▶ WRITTEN EXERCISE:
Exclude the pictures, then repeat the remaining data exactly.

▶ INPUT DATA:
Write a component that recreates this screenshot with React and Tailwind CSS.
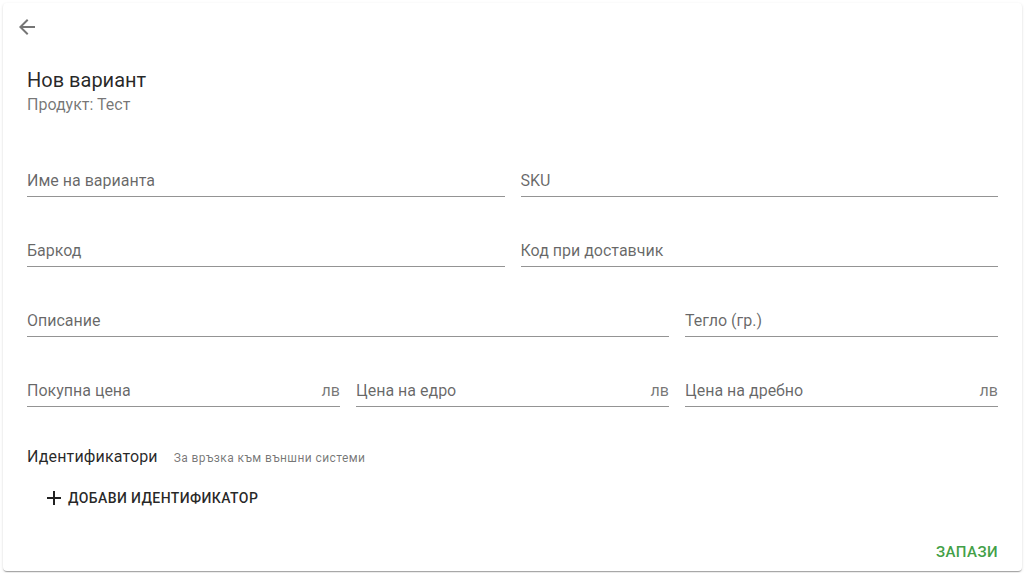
import React from 'react';

const font = { fontFamily: 'Roboto, "Noto Sans", "Liberation Sans", sans-serif' };

function Field({ label, suffix, className = '' }) {
    return (
        <div className={`h-[48px] flex items-end border-b border-[#949494] pb-[3px] ${className}`}>
            <span className="flex-1 text-[16px] leading-6 text-black/60">{label}</span>
            {suffix && <span className="text-[16px] leading-6 text-black/55">{suffix}</span>}
        </div>
    );
}

export default function App() {
    return (
        <div className="h-[573px] w-full bg-white px-[3px] pt-[3px] pb-[2px]" style={font}>
            <div className="h-full flex flex-col rounded bg-white shadow-[0_2px_1px_-1px_rgba(0,0,0,0.2),0_1px_1px_0_rgba(0,0,0,0.14),0_1px_3px_0_rgba(0,0,0,0.12)]">
                {/* back button */}
                <button className="w-12 h-12 flex items-center justify-center rounded-full">
                    <svg width="24" height="24" viewBox="0 0 24 24" fill="rgba(0,0,0,0.54)">
                        <path d="M20 11H7.83l5.59-5.59L12 4l-8 8 8 8 1.41-1.41L7.83 13H20v-2z" />
                    </svg>
                </button>

                <div className="px-6">
                    <div className="mt-[15px]">
                        <h2 className="text-[20px] leading-7 text-black/85">Нов вариант</h2>
                        <p className="text-[16px] leading-[22px] text-black/55">Продукт: Тест</p>
                    </div>

                    <div className="mt-[33px] grid grid-cols-6 gap-x-4 gap-y-[22px]">
                        <Field label="Име на варианта" className="col-span-3" />
                        <Field label="SKU" className="col-span-3" />
                        <Field label="Баркод" className="col-span-3" />
                        <Field label="Код при доставчик" className="col-span-3" />
                        <Field label="Описание" className="col-span-4" />
                        <Field label="Тегло (гр.)" className="col-span-2" />
                        <Field label="Покупна цена" suffix="лв" className="col-span-2" />
                        <Field label="Цена на едро" suffix="лв" className="col-span-2" />
                        <Field label="Цена на дребно" suffix="лв" className="col-span-2" />
                    </div>

                    <div className="mt-[38px] flex items-baseline gap-4">
                        <span className="text-[16px] leading-6 tracking-[0.15px] text-black/85">Идентификатори</span>
                        <span className="text-[12px] leading-5 text-black/55 tracking-[0.4px]">За връзка към външни системи</span>
                    </div>

                    <button className="mt-[8px] ml-[11px] h-[42px] px-1 flex items-center gap-[2px] rounded text-[14px] font-medium uppercase tracking-[0.4px] text-black/85">
                        <svg width="24" height="24" viewBox="0 0 24 24" fill="rgba(0,0,0,0.87)">
                            <path d="M19 13h-6v6h-2v-6H5v-2h6V5h2v6h6v2z" />
                        </svg>
                        Добави идентификатор
                    </button>
                </div>

                <div className="mt-auto flex justify-end px-4 pb-[1px]">
                    <button className="h-[36px] px-2 rounded text-[15px] font-medium uppercase tracking-[0.46px] text-[#43a047]">
                        Запази
                    </button>
                </div>
            </div>
        </div>
    );
}
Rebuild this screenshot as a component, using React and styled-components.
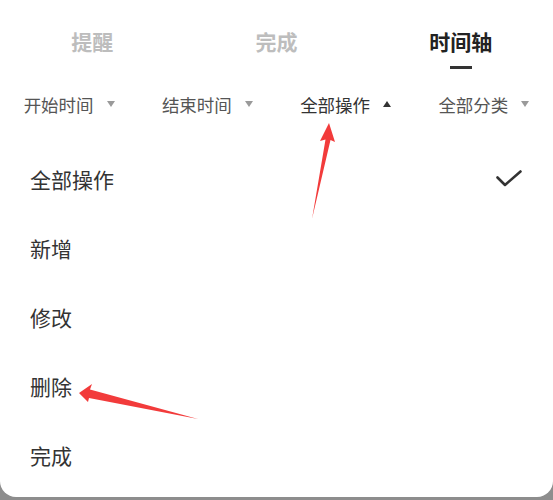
import React, { useState } from 'react';
import styled, { createGlobalStyle } from 'styled-components';

const GlobalStyle = createGlobalStyle`
  html, body {
    margin: 0;
    padding: 0;
    background: #8d8d8d;
  }
  body {
    font-family: "Noto Sans CJK SC", "Noto Sans", sans-serif;
  }
`;

const Page = styled.div`
  width: 553px;
  height: 500px;
  background: #8d8d8d;
  overflow: hidden;
`;

const Sheet = styled.div`
  position: relative;
  height: 497px;
  background: #fff;
  border-radius: 0 0 16px 16px;
`;

const TabBar = styled.div`
  display: grid;
  grid-template-columns: repeat(3, 1fr);
  padding-top: 28px;
`;

const Tab = styled.div`
  display: flex;
  flex-direction: column;
  align-items: center;
  font-size: 21px;
  font-weight: 700;
  line-height: 26px;
  color: ${p => (p.active ? '#222' : '#bdbdbd')};
`;

const Indicator = styled.div`
  width: 22px;
  height: 3px;
  margin-top: 12px;
  background: ${p => (p.active ? '#333' : 'transparent')};
`;

const FilterBar = styled.div`
  display: grid;
  grid-template-columns: repeat(4, 1fr);
  height: 40px;
  margin-top: 15px;
`;

const Filter = styled.div`
  display: flex;
  align-items: center;
  justify-content: center;
  gap: 13px;
  font-size: 17.5px;
  color: ${p => (p.open ? '#333' : '#555')};
`;

const Caret = styled.span`
  width: 0;
  height: 0;
  border-left: 4.5px solid transparent;
  border-right: 4.5px solid transparent;
  ${p =>
    p.up
      ? 'border-bottom: 6px solid #333;'
      : 'border-top: 6px solid #9a9a9a;'}
`;

const Menu = styled.div`
  padding-top: 20px;
`;

const MenuItem = styled.div`
  display: flex;
  align-items: center;
  justify-content: space-between;
  height: 69.2px;
  padding: 0 31px 0 30px;
  font-size: 21px;
  color: #333;
`;

const Annotations = styled.svg`
  position: absolute;
  left: 0;
  top: 0;
  width: 553px;
  height: 497px;
  pointer-events: none;
`;

const tabs = ['提醒', '完成', '时间轴'];
const filters = ['开始时间', '结束时间', '全部操作', '全部分类'];
const actions = ['全部操作', '新增', '修改', '删除', '完成'];

const CheckMark = () => (
  <svg width="26" height="17" viewBox="0 0 26 17">
    <polyline
      points="1.5,7.5 9,15 24.5,1.5"
      fill="none"
      stroke="#333"
      strokeWidth="2.6"
      strokeLinecap="round"
      strokeLinejoin="round"
    />
  </svg>
);

const App = () => {
  const [tab] = useState(2);
  const [selected, setSelected] = useState(0);

  return (
    <Page>
      <GlobalStyle />
      <Sheet>
        <TabBar>
          {tabs.map((t, i) => (
            <Tab key={t} active={i === tab}>
              {t}
              <Indicator active={i === tab} />
            </Tab>
          ))}
        </TabBar>
        <FilterBar>
          {filters.map((f, i) => (
            <Filter key={f} open={i === 2}>
              {f}
              <Caret up={i === 2} />
            </Filter>
          ))}
        </FilterBar>
        <Menu>
          {actions.map((a, i) => (
            <MenuItem key={a} onClick={() => setSelected(i)}>
              {a}
              {i === selected && <CheckMark />}
            </MenuItem>
          ))}
        </Menu>
        <Annotations viewBox="0 0 553 497">
          <polygon
            fill="#f23b3b"
            points="329,123 335,142 330.5,140 312,219 325.5,139.5 320,141"
          />
          <polygon
            fill="#f23b3b"
            points="79,393 92,384 90,389.5 198,419 89,398 88,402"
          />
        </Annotations>
      </Sheet>
    </Page>
  );
};

export default App;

▶ EXPECTED OUTPUT:
Write a component that recreates this screenshot with React and Tailwind CSS.
import React from 'react';

const font = { fontFamily: 'Roboto, "Noto Sans", "Liberation Sans", sans-serif' };

function Field({ label, suffix, className = '' }) {
    return (
        <div className={`h-[48px] flex items-end border-b border-[#949494] pb-[3px] ${className}`}>
            <span className="flex-1 text-[16px] leading-6 text-black/60">{label}</span>
            {suffix && <span className="text-[16px] leading-6 text-black/55">{suffix}</span>}
        </div>
    );
}

export default function App() {
    return (
        <div className="h-[573px] w-full bg-white px-[3px] pt-[3px] pb-[2px]" style={font}>
            <div className="h-full flex flex-col rounded bg-white shadow-[0_2px_1px_-1px_rgba(0,0,0,0.2),0_1px_1px_0_rgba(0,0,0,0.14),0_1px_3px_0_rgba(0,0,0,0.12)]">
                {/* back button */}
                <button className="w-12 h-12 flex items-center justify-center rounded-full">
                    <svg width="24" height="24" viewBox="0 0 24 24" fill="rgba(0,0,0,0.54)">
                        <path d="M20 11H7.83l5.59-5.59L12 4l-8 8 8 8 1.41-1.41L7.83 13H20v-2z" />
                    </svg>
                </button>

                <div className="px-6">
                    <div className="mt-[15px]">
                        <h2 className="text-[20px] leading-7 text-black/85">Нов вариант</h2>
                        <p className="text-[16px] leading-[22px] text-black/55">Продукт: Тест</p>
                    </div>

                    <div className="mt-[33px] grid grid-cols-6 gap-x-4 gap-y-[22px]">
                        <Field label="Име на варианта" className="col-span-3" />
                        <Field label="SKU" className="col-span-3" />
                        <Field label="Баркод" className="col-span-3" />
                        <Field label="Код при доставчик" className="col-span-3" />
                        <Field label="Описание" className="col-span-4" />
                        <Field label="Тегло (гр.)" className="col-span-2" />
                        <Field label="Покупна цена" suffix="лв" className="col-span-2" />
                        <Field label="Цена на едро" suffix="лв" className="col-span-2" />
                        <Field label="Цена на дребно" suffix="лв" className="col-span-2" />
                    </div>

                    <div className="mt-[38px] flex items-baseline gap-4">
                        <span className="text-[16px] leading-6 tracking-[0.15px] text-black/85">Идентификатори</span>
                        <span className="text-[12px] leading-5 text-black/55 tracking-[0.4px]">За връзка към външни системи</span>
                    </div>

                    <button className="mt-[8px] ml-[11px] h-[42px] px-1 flex items-center gap-[2px] rounded text-[14px] font-medium uppercase tracking-[0.4px] text-black/85">
                        <svg width="24" height="24" viewBox="0 0 24 24" fill="rgba(0,0,0,0.87)">
                            <path d="M19 13h-6v6h-2v-6H5v-2h6V5h2v6h6v2z" />
                        </svg>
                        Добави идентификатор
                    </button>
                </div>

                <div className="mt-auto flex justify-end px-4 pb-[1px]">
                    <button className="h-[36px] px-2 rounded text-[15px] font-medium uppercase tracking-[0.46px] text-[#43a047]">
                        Запази
                    </button>
                </div>
            </div>
        </div>
    );
}
Rebuild this screenshot as a component, using React and styled-components.
import React, { useState } from 'react';
import styled, { createGlobalStyle } from 'styled-components';

const GlobalStyle = createGlobalStyle`
  html, body {
    margin: 0;
    padding: 0;
    background: #8d8d8d;
  }
  body {
    font-family: "Noto Sans CJK SC", "Noto Sans", sans-serif;
  }
`;

const Page = styled.div`
  width: 553px;
  height: 500px;
  background: #8d8d8d;
  overflow: hidden;
`;

const Sheet = styled.div`
  position: relative;
  height: 497px;
  background: #fff;
  border-radius: 0 0 16px 16px;
`;

const TabBar = styled.div`
  display: grid;
  grid-template-columns: repeat(3, 1fr);
  padding-top: 28px;
`;

const Tab = styled.div`
  display: flex;
  flex-direction: column;
  align-items: center;
  font-size: 21px;
  font-weight: 700;
  line-height: 26px;
  color: ${p => (p.active ? '#222' : '#bdbdbd')};
`;

const Indicator = styled.div`
  width: 22px;
  height: 3px;
  margin-top: 12px;
  background: ${p => (p.active ? '#333' : 'transparent')};
`;

const FilterBar = styled.div`
  display: grid;
  grid-template-columns: repeat(4, 1fr);
  height: 40px;
  margin-top: 15px;
`;

const Filter = styled.div`
  display: flex;
  align-items: center;
  justify-content: center;
  gap: 13px;
  font-size: 17.5px;
  color: ${p => (p.open ? '#333' : '#555')};
`;

const Caret = styled.span`
  width: 0;
  height: 0;
  border-left: 4.5px solid transparent;
  border-right: 4.5px solid transparent;
  ${p =>
    p.up
      ? 'border-bottom: 6px solid #333;'
      : 'border-top: 6px solid #9a9a9a;'}
`;

const Menu = styled.div`
  padding-top: 20px;
`;

const MenuItem = styled.div`
  display: flex;
  align-items: center;
  justify-content: space-between;
  height: 69.2px;
  padding: 0 31px 0 30px;
  font-size: 21px;
  color: #333;
`;

const Annotations = styled.svg`
  position: absolute;
  left: 0;
  top: 0;
  width: 553px;
  height: 497px;
  pointer-events: none;
`;

const tabs = ['提醒', '完成', '时间轴'];
const filters = ['开始时间', '结束时间', '全部操作', '全部分类'];
const actions = ['全部操作', '新增', '修改', '删除', '完成'];

const CheckMark = () => (
  <svg width="26" height="17" viewBox="0 0 26 17">
    <polyline
      points="1.5,7.5 9,15 24.5,1.5"
      fill="none"
      stroke="#333"
      strokeWidth="2.6"
      strokeLinecap="round"
      strokeLinejoin="round"
    />
  </svg>
);

const App = () => {
  const [tab] = useState(2);
  const [selected, setSelected] = useState(0);

  return (
    <Page>
      <GlobalStyle />
      <Sheet>
        <TabBar>
          {tabs.map((t, i) => (
            <Tab key={t} active={i === tab}>
              {t}
              <Indicator active={i === tab} />
            </Tab>
          ))}
        </TabBar>
        <FilterBar>
          {filters.map((f, i) => (
            <Filter key={f} open={i === 2}>
              {f}
              <Caret up={i === 2} />
            </Filter>
          ))}
        </FilterBar>
        <Menu>
          {actions.map((a, i) => (
            <MenuItem key={a} onClick={() => setSelected(i)}>
              {a}
              {i === selected && <CheckMark />}
            </MenuItem>
          ))}
        </Menu>
        <Annotations viewBox="0 0 553 497">
          <polygon
            fill="#f23b3b"
            points="329,123 335,142 330.5,140 312,219 325.5,139.5 320,141"
          />
          <polygon
            fill="#f23b3b"
            points="79,393 92,384 90,389.5 198,419 89,398 88,402"
          />
        </Annotations>
      </Sheet>
    </Page>
  );
};

export default App;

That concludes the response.